Jesus was saying that by all means, do try to observe the law (the ‘yes’ thesis). But without God’s help you’ll never succeed (the ‘no’ antithesis). Therefore you can’t be saved by your own efforts only. You must seek God’s help, which means putting God first (the ‘yes’ synthesis) – exactly the message of the first and most important Commandment.
Miss Platell’s take on this is so ignorant and vulgar that one wonders exactly what makes her a Christian. For Christians aren’t just supposed to believe; they must also understand what they believe, and why.
To traditional theology, hell isn’t a giant frying pan on which Miss Platell could be cooked to the desired degree of rareness. In fact, that utensil isn’t mentioned anywhere in the Bible. Hell means being left to one’s own devices, imprisoned in one’s own conscience outside God.
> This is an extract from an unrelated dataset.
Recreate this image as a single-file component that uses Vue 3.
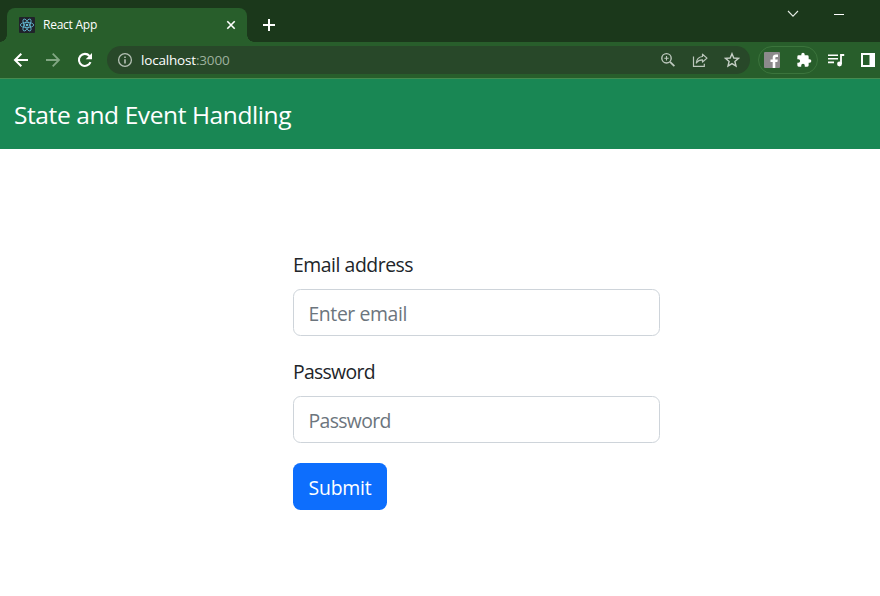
<script setup>
import { ref } from 'vue'

const email = ref('')
const password = ref('')
</script>

<template>
  <div class="window">
    <div class="tabstrip">
      <div class="tab">
        <svg class="favicon" width="16" height="16" viewBox="0 0 16 16">
          <rect width="16" height="16" rx="1" fill="#20232a" />
          <g fill="none" stroke="#61b9d3" stroke-width="0.85">
            <ellipse cx="8" cy="8" rx="6.7" ry="2.6" />
            <ellipse cx="8" cy="8" rx="6.7" ry="2.6" transform="rotate(60 8 8)" />
            <ellipse cx="8" cy="8" rx="6.7" ry="2.6" transform="rotate(120 8 8)" />
          </g>
          <circle cx="8" cy="8" r="1.3" fill="#61b9d3" />
        </svg>
        <span class="tab-title">React App</span>
        <svg class="tab-close" width="10" height="10" viewBox="0 0 10 10">
          <path d="M1.3 1.3 8.7 8.7M8.7 1.3 1.3 8.7" stroke="#fff" stroke-width="1.6" />
        </svg>
      </div>
      <svg class="new-tab" width="14" height="14" viewBox="0 0 14 14">
        <path d="M7 1v12M1 7h12" stroke="#fff" stroke-width="2" />
      </svg>
      <div class="controls">
        <svg width="12" height="8" viewBox="0 0 12 8">
          <path d="M1 1 6 6.2 11 1" fill="none" stroke="#e6ece6" stroke-width="1.1" />
        </svg>
        <svg width="10" height="8" viewBox="0 0 10 8">
          <path d="M0 4.5h10" stroke="#fff" stroke-width="1" />
        </svg>
      </div>
    </div>

    <div class="toolbar">
      <div class="nav">
        <svg width="16" height="16" viewBox="0 0 16 16">
          <path d="M15 8H2.5M8.3 1.7 2 8l6.3 6.3" fill="none" stroke="#fff" stroke-width="2" />
        </svg>
        <svg width="16" height="16" viewBox="0 0 16 16">
          <path d="M1 8h12.5M7.7 1.7 14 8l-6.3 6.3" fill="none" stroke="#82a783" stroke-width="1.8" />
        </svg>
        <svg width="16" height="16" viewBox="0 0 16 16">
          <path d="M13.5 10.2A6 6 0 1 1 12.5 4" fill="none" stroke="#fff" stroke-width="2.1" />
          <path d="M15 1v6.3H8.7z" fill="#fff" />
        </svg>
      </div>
      <div class="omnibox">
        <svg width="16" height="16" viewBox="0 0 16 16">
          <circle cx="8" cy="8" r="6.4" fill="none" stroke="#b4c0b4" stroke-width="1.3" />
          <path d="M8 7.2v4.3M8 4.4V6" stroke="#b4c0b4" stroke-width="1.6" />
        </svg>
        <span class="url"><b>localhost</b>:3000</span>
        <div class="actions">
          <svg width="16" height="16" viewBox="0 0 16 16" fill="none" stroke="#bdc8bd">
            <circle cx="6.5" cy="6.3" r="4.7" stroke-width="1.4" />
            <path d="M10 9.8 14.4 14.2" stroke-width="1.8" />
            <path d="M6.5 4.1v4.4M4.3 6.3h4.4" stroke-width="1.1" />
          </svg>
          <svg width="16" height="16" viewBox="0 0 16 16" fill="none" stroke="#bdc8bd" stroke-width="1.2">
            <path d="M1.500 4.500V14.300h10.800v-2.600" />
            <path d="M10.500 2.200 15 6.100 10.500 10V7.800C7.500 7.700 5.800 8.700 4.300 11 4.700 7.300 6.700 4.900 10.500 4.500z" stroke-linejoin="round" />
          </svg>
          <svg width="16" height="16" viewBox="0 0 16 16">
            <path d="M8 1.7 9.8 6l4.7.4-3.6 3 1.1 4.7L8 11.6 4 14.1l1.1-4.7-3.6-3L6.200 6z" fill="none" stroke="#c6cfc6" stroke-width="1.4" />
          </svg>
        </div>
      </div>
      <div class="extensions">
        <svg width="16" height="16" viewBox="0 0 16 16">
          <rect width="16" height="16" rx="1" fill="#8c8a8c" />
          <path d="M8.700 16V10H6.500V7.500H8.700V5.800C8.700 3.500 10 2.500 12 2.500H14V5H12.600C11.600 5 11.300 5.400 11.300 6.200V7.500H13.800L13.400 10H11.300V16Z" fill="#fff" />
        </svg>
        <svg width="16" height="16" viewBox="0 0 24 24">
          <path d="M20.500 11H19V7a2 2 0 0 0-2-2h-4V3.500a2.500 2.500 0 0 0-5 0V5H4a2 2 0 0 0-2 2v3.800h1.500a2.700 2.700 0 0 1 0 5.400H2V20a2 2 0 0 0 2 2h3.800v-1.500a2.700 2.700 0 0 1 5.400 0V22H17a2 2 0 0 0 2-2v-4h1.500a2.500 2.500 0 0 0 0-5z" fill="#fff" />
        </svg>
      </div>
      <div class="tools">
        <svg width="18" height="16" viewBox="0 0 18 16">
          <path d="M0 3.200h10M0 6.800h10M0 10.400h6" stroke="#fff" stroke-width="1.600" />
          <path d="M13 12V3h3.200" fill="none" stroke="#fff" stroke-width="1.800" />
          <circle cx="11.500" cy="12" r="2.400" fill="#fff" />
        </svg>
        <svg width="14" height="14" viewBox="0 0 14 14">
          <path d="M1 1h12v12H1z" fill="none" stroke="#fff" stroke-width="2" />
          <path d="M8.500 1H13v12H8.500z" fill="#fff" />
        </svg>
      </div>
    </div>

    <header class="navbar">
      <span class="brand">State and Event Handling</span>
    </header>

    <form class="form" @submit.prevent>
      <label class="label label-email" for="email">Email address</label>
      <input id="email" v-model="email" class="input input-email" type="email" placeholder="Enter email" />
      <label class="label label-password" for="password">Password</label>
      <input id="password" v-model="password" class="input input-password" type="password" placeholder="Password" />
      <button class="submit" type="submit">Submit</button>
    </form>
  </div>
</template>

<style>
body {
  margin: 0;
  background: #fff;
}
</style>

<style scoped>
.window {
  width: 880px;
  height: 596px;
  overflow: hidden;
  background: #fff;
  font-family: "Open Sans", "Noto Sans", sans-serif;
}
.window * {
  box-sizing: border-box;
}
svg {
  display: block;
  flex: none;
}
.tabstrip {
  display: flex;
  height: 42px;
  padding: 8px 36px 0 7px;
  background: #1b381b;
}
.tab {
  position: relative;
  display: flex;
  align-items: center;
  width: 240px;
  height: 34px;
  padding: 0 11px 0 12px;
  border-radius: 8px 8px 0 0;
  background: #285e2b;
}
.tab::before,
.tab::after {
  content: "";
  position: absolute;
  bottom: 0;
  width: 7px;
  height: 7px;
}
.tab::before {
  left: -7px;
  background: radial-gradient(circle at 0 0, #1b381b 6.5px, #285e2b 7px);
}
.tab::after {
  right: -7px;
  background: radial-gradient(circle at 100% 0, #1b381b 6.5px, #285e2b 7px);
}
.tab-title {
  margin-left: 8px;
  color: #fff;
  font-size: 12px;
  line-height: 16px;
  letter-spacing: -0.25px;
}
.tab-close {
  margin-left: auto;
}
.new-tab {
  margin: 10px 0 0 15px;
}
.controls {
  display: flex;
  gap: 35px;
  margin: 2px 0 0 auto;
}
.toolbar {
  display: flex;
  align-items: center;
  height: 37px;
  padding: 0 5px 0 13px;
  background: #285e2b;
  border-bottom: 1px solid #468b50;
}
.nav {
  display: flex;
  gap: 16px;
}
.omnibox {
  display: flex;
  align-items: center;
  width: 643px;
  height: 28px;
  margin-left: 14px;
  padding: 0 10px;
  border-radius: 14px;
  background: #284829;
}
.url {
  margin-left: 8px;
  color: #9db09d;
  font-size: 13.5px;
  line-height: 20px;
  letter-spacing: -0.18px;
}
.url b {
  color: #fff;
  font-weight: 400;
}
.actions {
  display: flex;
  gap: 16px;
  margin-left: auto;
}
.extensions {
  display: flex;
  align-items: center;
  gap: 16px;
  width: 60px;
  height: 28px;
  margin-left: 8px;
  padding: 0 5px;
  border: 1px solid #3b743c;
  border-radius: 14px;
}
.tools {
  display: flex;
  align-items: center;
  gap: 15px;
  margin-left: 10px;
}
.navbar {
  display: flex;
  align-items: center;
  height: 70px;
  padding: 2px 14px 0;
  background: #198754;
}
.brand {
  color: #fff;
  font-size: 24.5px;
  line-height: 36px;
  letter-spacing: -0.4px;
}
.form {
  display: flex;
  flex-direction: column;
  width: 367px;
  margin: 101px 0 0 293px;
}
.label {
  height: 30px;
  color: #212529;
  font-size: 19.4px;
  line-height: 30px;
  letter-spacing: -0.46px;
}
.label-password {
  letter-spacing: -0.7px;
}
.input {
  height: 47px;
  margin: 9px 0 21px;
  padding: 2px 14.5px 0;
  border: 1px solid #ced4da;
  border-radius: 7.5px;
  outline: none;
  background: #fff;
  color: #212529;
  font-family: inherit;
  font-size: 19.4px;
  letter-spacing: -0.4px;
}
.input-password {
  margin-bottom: 20px;
  letter-spacing: -0.65px;
}
.input::placeholder {
  color: #6c757d;
  opacity: 1;
}
.submit {
  align-self: flex-start;
  width: 94px;
  height: 47px;
  padding: 1px 0 0;
  border: 0;
  border-radius: 7.5px;
  background: #0d6efd;
  color: #fff;
  font-family: inherit;
  font-size: 19.4px;
  letter-spacing: -0.2px;
}
</style>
A church isn’t a court of justice meting out punishment, nor is a sin a regular crime to be punished. Christianity treats sin as a wound that can fester into separation from God. Hence a church isn’t a prosecutor, but a doctor – someone who offers a cure for a disease.
Miss Platell further demonstrates her deafness to causative relationships by observing that most Anglican churches are quite empty. That’s true. But does she think that’s because the Church is too Christian or not Christian enough?
Evidently the former. For otherwise she’d mitigate her indignation, if not necessarily her behaviour. But at least she’d be able to put her occasional tendency to “share her bed” in a proper Christian context.
“the Bible is clear that sex outside marriage is a sin.”
Does the Bible not state that Abram went “into” the handmaiden of Sarah [Sarah even encouraged Abram to do so?] ? Of course it does. If we can find one exception to the rule we can find MANY exceptions to the rule. Sure.
Dear BertE,
Yes the Bible does say that Abram had sex outside of marriage, but it does not condone it. We are left to understand for ourselves the disastrous consequences that resulted with the birth of Ishmael: “He shall be a wild ass of man, his hand against every man and every man’s hand against him.”
The narrative parts of the Bible describe all sorts of undesirable behaviour without comment; we are supposed to take our morality and doctrine from those parts where there are clearly given in prescriptive form.